Task - Reproduce every line of the listing as written, apart from the pictures.

[begin Entries shown]

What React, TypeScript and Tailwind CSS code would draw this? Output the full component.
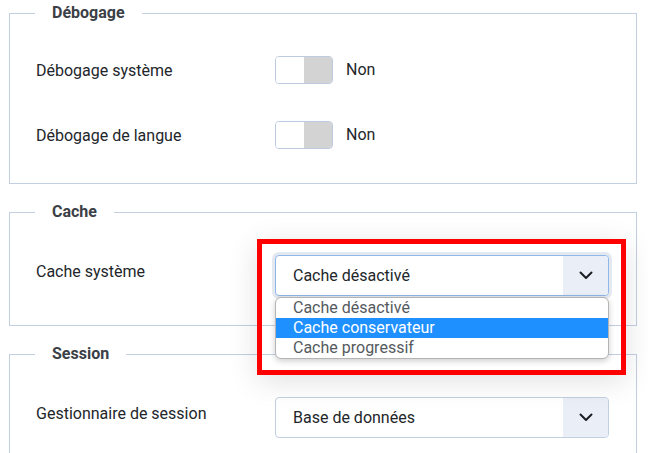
import { ReactNode } from "react";

const font = "font-['Roboto','Liberation_Sans',sans-serif]";

function Chevron() {
  return (
    <svg width="14" height="9" viewBox="0 0 14 9" fill="none">
      <path d="M1.5 1.5 7 7l5.5-5.5" stroke="#1b1f23" strokeWidth="2" strokeLinecap="round" strokeLinejoin="round" />
    </svg>
  );
}

function Toggle() {
  return (
    <div className="flex items-center gap-[13px]">
      <div className="flex h-[28px] w-[58px] overflow-hidden rounded-[4px] border border-[#bccbdf]">
        <div className="flex-1 bg-white" />
        <div className="flex-1 bg-[#d3d3d3]" />
      </div>
      <span className="text-[16px] text-[#22262a]">Non</span>
    </div>
  );
}

function Select({ value, focused, children }: { value: string; focused?: boolean; children?: ReactNode }) {
  return (
    <div className="relative w-[334px]">
      <div
        className={`flex h-[41px] items-stretch overflow-hidden rounded-[4px] border bg-white ${
          focused ? "border-[#8fb6e8] shadow-[0_0_0_3px_rgba(205,214,228,0.55)]" : "border-[#c2cfe0]"
        }`}
      >
        <div className="flex flex-1 items-center pl-[17px] text-[16px] text-[#22262a]">{value}</div>
        <div className="flex w-[45px] items-center justify-center bg-[#eaeff7]">
          <Chevron />
        </div>
      </div>
      {children}
    </div>
  );
}

function Row({ label, pad, children }: { label: string; pad: string; children: ReactNode }) {
  return (
    <div className="flex items-start">
      <div className={`w-[239px] ${pad} text-[16px] leading-6 text-[#22262a]`}>{label}</div>
      {children}
    </div>
  );
}

function Fieldset({ title, className, children }: { title: string; className?: string; children: ReactNode }) {
  return (
    <fieldset className={`border border-[#c2cfe0] px-[26px] ${className ?? ""}`}>
      <legend className="-ml-px px-[17px] text-[16px] font-bold leading-6 text-[#3b4046]">{title}</legend>
      {children}
    </fieldset>
  );
}

export default function App() {
  return (
    <div className={`relative h-[453px] w-[648px] overflow-hidden bg-white ${font}`}>
      <div className="w-[637px] pl-[9px] pt-[1px]">
        <Fieldset title="Débogage" className="pt-[31px] pb-[34px]">
          <div className="flex flex-col gap-[37px]">
            <Row label="Débogage système" pad="pt-[3px]">
              <Toggle />
            </Row>
            <Row label="Débogage de langue" pad="pt-[3px]">
              <Toggle />
            </Row>
          </div>
        </Fieldset>

        <Fieldset title="Cache" className="mt-4 pt-[31px] pb-[29px]">
          <Row label="Cache système" pad="pt-[5px]">
            <Select value="Cache désactivé" focused>
              <ul className="absolute left-0 top-full z-10 mt-[1px] w-full overflow-hidden rounded-[6px] border border-[#b4b4b4] bg-white text-[16px] leading-5 text-[#555a60] shadow-[0_2px_6px_rgba(0,0,0,0.2)]">
                <li className="h-[20px] pl-[17px]">Cache désactivé</li>
                <li className="h-[20px] bg-[#1e90ff] pl-[17px] text-white">Cache conservateur</li>
                <li className="h-[20px] pl-[17px]">Cache progressif</li>
              </ul>
            </Select>
          </Row>
        </Fieldset>

        <Fieldset title="Session" className="mt-4 pt-[31px] pb-[28px]">
          <Row label="Gestionnaire de session" pad="pt-[5px]">
            <Select value="Base de données" />
          </Row>
        </Fieldset>
      </div>

      {/* highlight frame around the open dropdown */}
      <div className="pointer-events-none absolute left-[257px] top-[239px] z-20 h-[136px] w-[369px] border-[5px] border-[#ff0000] shadow-[0_6px_28px_rgba(0,0,0,0.12)]" />
    </div>
  );
}
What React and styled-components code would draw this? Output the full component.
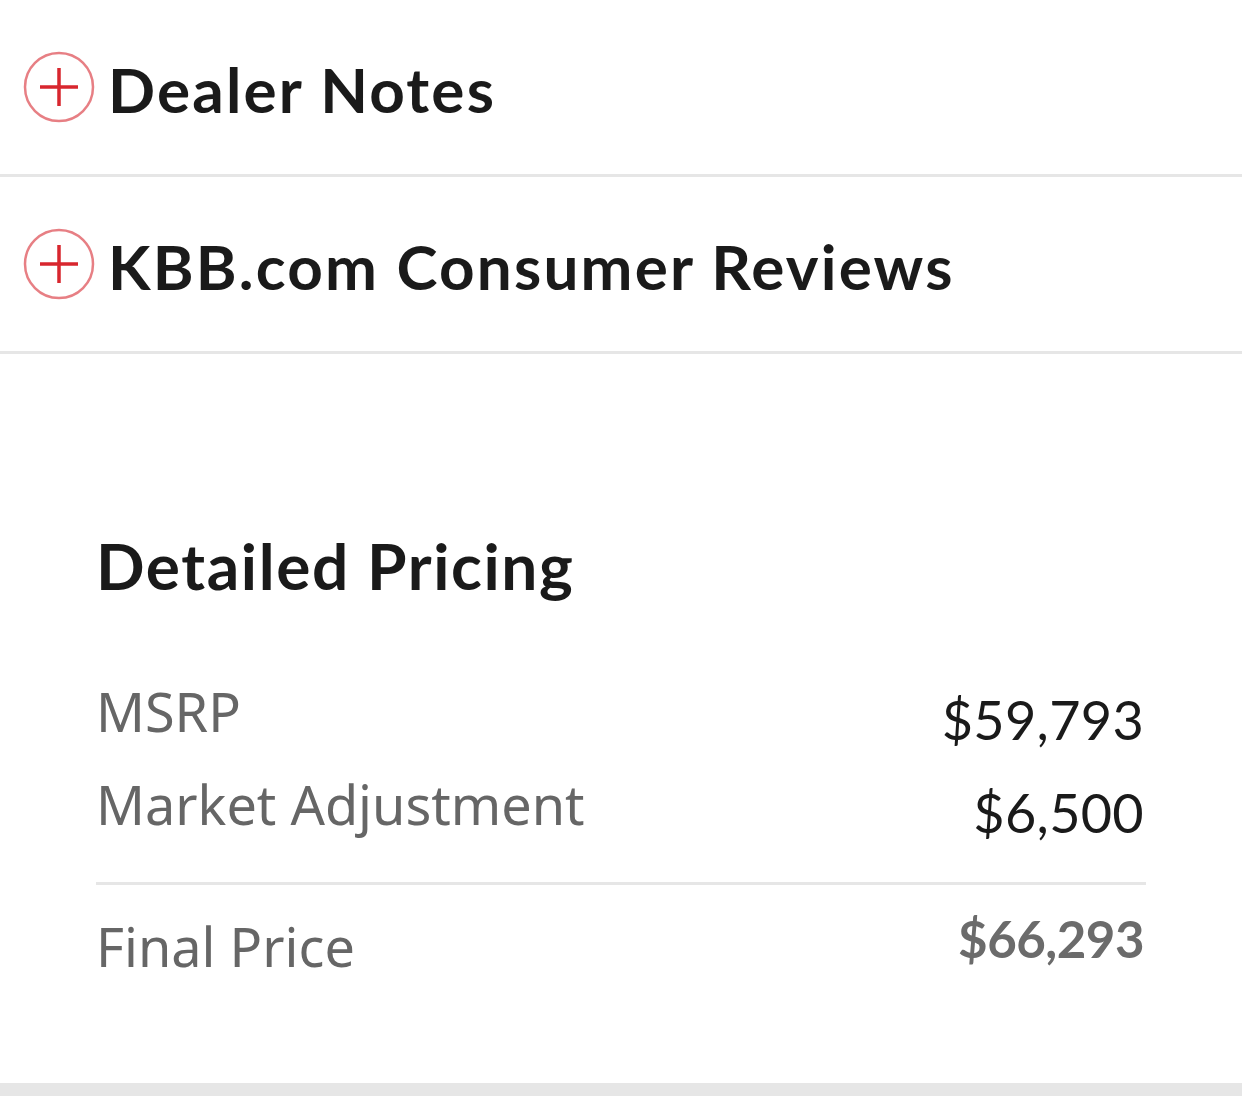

[end Entries shown]

Task solution -
What React, TypeScript and Tailwind CSS code would draw this? Output the full component.
import { ReactNode } from "react";

const font = "font-['Roboto','Liberation_Sans',sans-serif]";

function Chevron() {
  return (
    <svg width="14" height="9" viewBox="0 0 14 9" fill="none">
      <path d="M1.5 1.5 7 7l5.5-5.5" stroke="#1b1f23" strokeWidth="2" strokeLinecap="round" strokeLinejoin="round" />
    </svg>
  );
}

function Toggle() {
  return (
    <div className="flex items-center gap-[13px]">
      <div className="flex h-[28px] w-[58px] overflow-hidden rounded-[4px] border border-[#bccbdf]">
        <div className="flex-1 bg-white" />
        <div className="flex-1 bg-[#d3d3d3]" />
      </div>
      <span className="text-[16px] text-[#22262a]">Non</span>
    </div>
  );
}

function Select({ value, focused, children }: { value: string; focused?: boolean; children?: ReactNode }) {
  return (
    <div className="relative w-[334px]">
      <div
        className={`flex h-[41px] items-stretch overflow-hidden rounded-[4px] border bg-white ${
          focused ? "border-[#8fb6e8] shadow-[0_0_0_3px_rgba(205,214,228,0.55)]" : "border-[#c2cfe0]"
        }`}
      >
        <div className="flex flex-1 items-center pl-[17px] text-[16px] text-[#22262a]">{value}</div>
        <div className="flex w-[45px] items-center justify-center bg-[#eaeff7]">
          <Chevron />
        </div>
      </div>
      {children}
    </div>
  );
}

function Row({ label, pad, children }: { label: string; pad: string; children: ReactNode }) {
  return (
    <div className="flex items-start">
      <div className={`w-[239px] ${pad} text-[16px] leading-6 text-[#22262a]`}>{label}</div>
      {children}
    </div>
  );
}

function Fieldset({ title, className, children }: { title: string; className?: string; children: ReactNode }) {
  return (
    <fieldset className={`border border-[#c2cfe0] px-[26px] ${className ?? ""}`}>
      <legend className="-ml-px px-[17px] text-[16px] font-bold leading-6 text-[#3b4046]">{title}</legend>
      {children}
    </fieldset>
  );
}

export default function App() {
  return (
    <div className={`relative h-[453px] w-[648px] overflow-hidden bg-white ${font}`}>
      <div className="w-[637px] pl-[9px] pt-[1px]">
        <Fieldset title="Débogage" className="pt-[31px] pb-[34px]">
          <div className="flex flex-col gap-[37px]">
            <Row label="Débogage système" pad="pt-[3px]">
              <Toggle />
            </Row>
            <Row label="Débogage de langue" pad="pt-[3px]">
              <Toggle />
            </Row>
          </div>
        </Fieldset>

        <Fieldset title="Cache" className="mt-4 pt-[31px] pb-[29px]">
          <Row label="Cache système" pad="pt-[5px]">
            <Select value="Cache désactivé" focused>
              <ul className="absolute left-0 top-full z-10 mt-[1px] w-full overflow-hidden rounded-[6px] border border-[#b4b4b4] bg-white text-[16px] leading-5 text-[#555a60] shadow-[0_2px_6px_rgba(0,0,0,0.2)]">
                <li className="h-[20px] pl-[17px]">Cache désactivé</li>
                <li className="h-[20px] bg-[#1e90ff] pl-[17px] text-white">Cache conservateur</li>
                <li className="h-[20px] pl-[17px]">Cache progressif</li>
              </ul>
            </Select>
          </Row>
        </Fieldset>

        <Fieldset title="Session" className="mt-4 pt-[31px] pb-[28px]">
          <Row label="Gestionnaire de session" pad="pt-[5px]">
            <Select value="Base de données" />
          </Row>
        </Fieldset>
      </div>

      {/* highlight frame around the open dropdown */}
      <div className="pointer-events-none absolute left-[257px] top-[239px] z-20 h-[136px] w-[369px] border-[5px] border-[#ff0000] shadow-[0_6px_28px_rgba(0,0,0,0.12)]" />
    </div>
  );
}
What React and styled-components code would draw this? Output the full component.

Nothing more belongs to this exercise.